■ **Task objective**:
Single out the lines of the material that contain "components" and copy them.

### Collected data

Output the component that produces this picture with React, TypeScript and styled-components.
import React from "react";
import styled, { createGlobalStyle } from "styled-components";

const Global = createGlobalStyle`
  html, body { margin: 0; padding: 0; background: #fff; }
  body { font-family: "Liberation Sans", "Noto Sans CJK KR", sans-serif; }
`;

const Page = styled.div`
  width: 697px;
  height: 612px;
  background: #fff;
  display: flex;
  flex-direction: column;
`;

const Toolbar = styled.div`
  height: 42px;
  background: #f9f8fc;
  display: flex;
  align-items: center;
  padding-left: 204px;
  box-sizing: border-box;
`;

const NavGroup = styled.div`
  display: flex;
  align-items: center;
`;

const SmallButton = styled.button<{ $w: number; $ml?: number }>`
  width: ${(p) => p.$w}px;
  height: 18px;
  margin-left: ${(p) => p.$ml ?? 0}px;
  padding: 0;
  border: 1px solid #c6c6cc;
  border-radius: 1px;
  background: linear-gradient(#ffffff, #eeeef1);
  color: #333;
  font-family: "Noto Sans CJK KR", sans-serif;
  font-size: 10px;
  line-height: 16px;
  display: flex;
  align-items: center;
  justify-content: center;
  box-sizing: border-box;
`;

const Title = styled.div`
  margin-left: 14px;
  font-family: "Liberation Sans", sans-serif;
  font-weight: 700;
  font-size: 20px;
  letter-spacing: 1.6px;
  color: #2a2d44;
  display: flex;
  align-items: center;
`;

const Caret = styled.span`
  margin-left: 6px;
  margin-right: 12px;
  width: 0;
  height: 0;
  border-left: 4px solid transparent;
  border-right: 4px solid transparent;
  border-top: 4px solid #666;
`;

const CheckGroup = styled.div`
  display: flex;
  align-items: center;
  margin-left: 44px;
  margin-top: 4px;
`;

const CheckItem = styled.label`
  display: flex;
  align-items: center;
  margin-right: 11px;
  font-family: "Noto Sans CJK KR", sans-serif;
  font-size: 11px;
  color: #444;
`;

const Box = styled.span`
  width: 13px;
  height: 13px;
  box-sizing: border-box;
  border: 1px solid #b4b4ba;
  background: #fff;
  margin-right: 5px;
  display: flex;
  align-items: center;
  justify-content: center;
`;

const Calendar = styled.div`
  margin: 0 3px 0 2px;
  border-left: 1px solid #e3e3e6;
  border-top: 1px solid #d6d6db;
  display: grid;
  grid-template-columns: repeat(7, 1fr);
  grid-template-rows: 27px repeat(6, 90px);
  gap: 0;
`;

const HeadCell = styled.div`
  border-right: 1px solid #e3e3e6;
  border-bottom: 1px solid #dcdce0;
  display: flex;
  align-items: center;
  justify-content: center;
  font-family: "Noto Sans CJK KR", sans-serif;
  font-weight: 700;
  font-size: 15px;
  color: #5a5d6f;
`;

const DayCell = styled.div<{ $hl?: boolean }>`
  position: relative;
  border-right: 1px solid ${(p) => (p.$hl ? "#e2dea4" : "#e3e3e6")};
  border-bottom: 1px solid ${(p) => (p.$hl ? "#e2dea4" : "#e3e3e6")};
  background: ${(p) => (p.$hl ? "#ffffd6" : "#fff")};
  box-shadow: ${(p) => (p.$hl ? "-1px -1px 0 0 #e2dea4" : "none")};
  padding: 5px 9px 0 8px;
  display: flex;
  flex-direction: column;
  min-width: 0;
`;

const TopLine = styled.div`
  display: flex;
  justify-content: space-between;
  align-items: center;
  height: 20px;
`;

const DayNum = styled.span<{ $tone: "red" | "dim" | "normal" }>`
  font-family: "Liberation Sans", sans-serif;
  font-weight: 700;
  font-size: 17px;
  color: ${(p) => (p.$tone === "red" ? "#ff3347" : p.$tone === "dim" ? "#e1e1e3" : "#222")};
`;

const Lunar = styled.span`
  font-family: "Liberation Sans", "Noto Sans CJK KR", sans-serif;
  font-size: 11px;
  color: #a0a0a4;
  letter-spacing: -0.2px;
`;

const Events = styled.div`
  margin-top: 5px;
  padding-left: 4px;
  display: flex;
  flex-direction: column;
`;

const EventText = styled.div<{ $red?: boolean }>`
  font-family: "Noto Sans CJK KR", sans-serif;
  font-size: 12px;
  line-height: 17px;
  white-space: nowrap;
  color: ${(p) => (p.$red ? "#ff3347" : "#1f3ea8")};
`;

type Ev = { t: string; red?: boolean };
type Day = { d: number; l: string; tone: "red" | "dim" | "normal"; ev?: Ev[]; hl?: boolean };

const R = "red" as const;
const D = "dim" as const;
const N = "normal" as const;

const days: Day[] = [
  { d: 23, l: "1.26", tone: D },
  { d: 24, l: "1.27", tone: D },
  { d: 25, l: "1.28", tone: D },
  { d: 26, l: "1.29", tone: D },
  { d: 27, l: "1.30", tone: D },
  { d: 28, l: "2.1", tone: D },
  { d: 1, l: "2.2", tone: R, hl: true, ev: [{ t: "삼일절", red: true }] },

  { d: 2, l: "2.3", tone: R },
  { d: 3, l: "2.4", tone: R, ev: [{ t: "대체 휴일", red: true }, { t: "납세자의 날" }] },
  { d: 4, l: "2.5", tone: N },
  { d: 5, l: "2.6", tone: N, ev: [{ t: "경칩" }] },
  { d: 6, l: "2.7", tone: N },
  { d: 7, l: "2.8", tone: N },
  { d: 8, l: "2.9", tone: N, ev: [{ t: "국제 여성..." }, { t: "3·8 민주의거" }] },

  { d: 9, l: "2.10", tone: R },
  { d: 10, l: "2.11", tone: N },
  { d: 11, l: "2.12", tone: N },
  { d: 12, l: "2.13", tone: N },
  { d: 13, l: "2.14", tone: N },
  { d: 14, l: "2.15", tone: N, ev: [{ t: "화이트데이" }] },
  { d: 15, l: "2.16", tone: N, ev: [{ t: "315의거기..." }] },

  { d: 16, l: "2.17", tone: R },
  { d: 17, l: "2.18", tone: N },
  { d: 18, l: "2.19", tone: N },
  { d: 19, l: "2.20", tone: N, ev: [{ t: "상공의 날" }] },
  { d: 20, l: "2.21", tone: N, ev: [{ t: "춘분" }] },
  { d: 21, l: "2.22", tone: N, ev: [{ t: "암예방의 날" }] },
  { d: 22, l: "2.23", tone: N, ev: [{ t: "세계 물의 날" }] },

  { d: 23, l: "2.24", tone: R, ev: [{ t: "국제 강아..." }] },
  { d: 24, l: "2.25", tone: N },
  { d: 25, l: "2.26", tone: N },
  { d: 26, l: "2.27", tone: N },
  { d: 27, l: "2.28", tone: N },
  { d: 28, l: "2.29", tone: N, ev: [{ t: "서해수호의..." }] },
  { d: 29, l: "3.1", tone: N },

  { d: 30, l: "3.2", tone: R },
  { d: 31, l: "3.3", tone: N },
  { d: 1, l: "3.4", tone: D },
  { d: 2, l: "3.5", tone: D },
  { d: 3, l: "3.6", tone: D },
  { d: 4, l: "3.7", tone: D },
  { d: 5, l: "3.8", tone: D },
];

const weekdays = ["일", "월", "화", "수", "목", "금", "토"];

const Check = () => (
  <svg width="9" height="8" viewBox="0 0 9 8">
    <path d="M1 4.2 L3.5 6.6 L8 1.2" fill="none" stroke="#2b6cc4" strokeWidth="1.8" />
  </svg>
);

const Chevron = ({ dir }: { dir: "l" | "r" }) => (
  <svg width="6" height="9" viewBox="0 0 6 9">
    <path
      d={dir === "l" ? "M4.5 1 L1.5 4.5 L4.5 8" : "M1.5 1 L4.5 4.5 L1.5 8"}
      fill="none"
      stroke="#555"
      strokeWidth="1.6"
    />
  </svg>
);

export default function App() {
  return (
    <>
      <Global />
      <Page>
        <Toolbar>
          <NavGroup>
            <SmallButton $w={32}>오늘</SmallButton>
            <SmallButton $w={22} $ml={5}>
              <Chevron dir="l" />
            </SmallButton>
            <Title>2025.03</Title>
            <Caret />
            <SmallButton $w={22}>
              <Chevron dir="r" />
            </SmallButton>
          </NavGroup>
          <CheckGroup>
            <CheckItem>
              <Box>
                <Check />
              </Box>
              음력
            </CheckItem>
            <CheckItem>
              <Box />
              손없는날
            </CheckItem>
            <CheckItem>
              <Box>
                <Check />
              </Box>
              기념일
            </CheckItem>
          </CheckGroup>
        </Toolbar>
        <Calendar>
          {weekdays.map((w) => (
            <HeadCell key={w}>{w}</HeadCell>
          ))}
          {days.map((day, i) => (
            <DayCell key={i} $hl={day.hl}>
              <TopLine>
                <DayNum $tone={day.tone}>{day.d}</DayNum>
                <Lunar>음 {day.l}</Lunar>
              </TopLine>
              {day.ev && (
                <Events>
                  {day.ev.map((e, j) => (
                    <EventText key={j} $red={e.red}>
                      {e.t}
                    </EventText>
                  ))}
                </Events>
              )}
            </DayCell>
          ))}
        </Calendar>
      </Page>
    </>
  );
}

######

■ **Exercise output**:
Output the component that produces this picture with React, TypeScript and styled-components.
import styled, { createGlobalStyle } from "styled-components";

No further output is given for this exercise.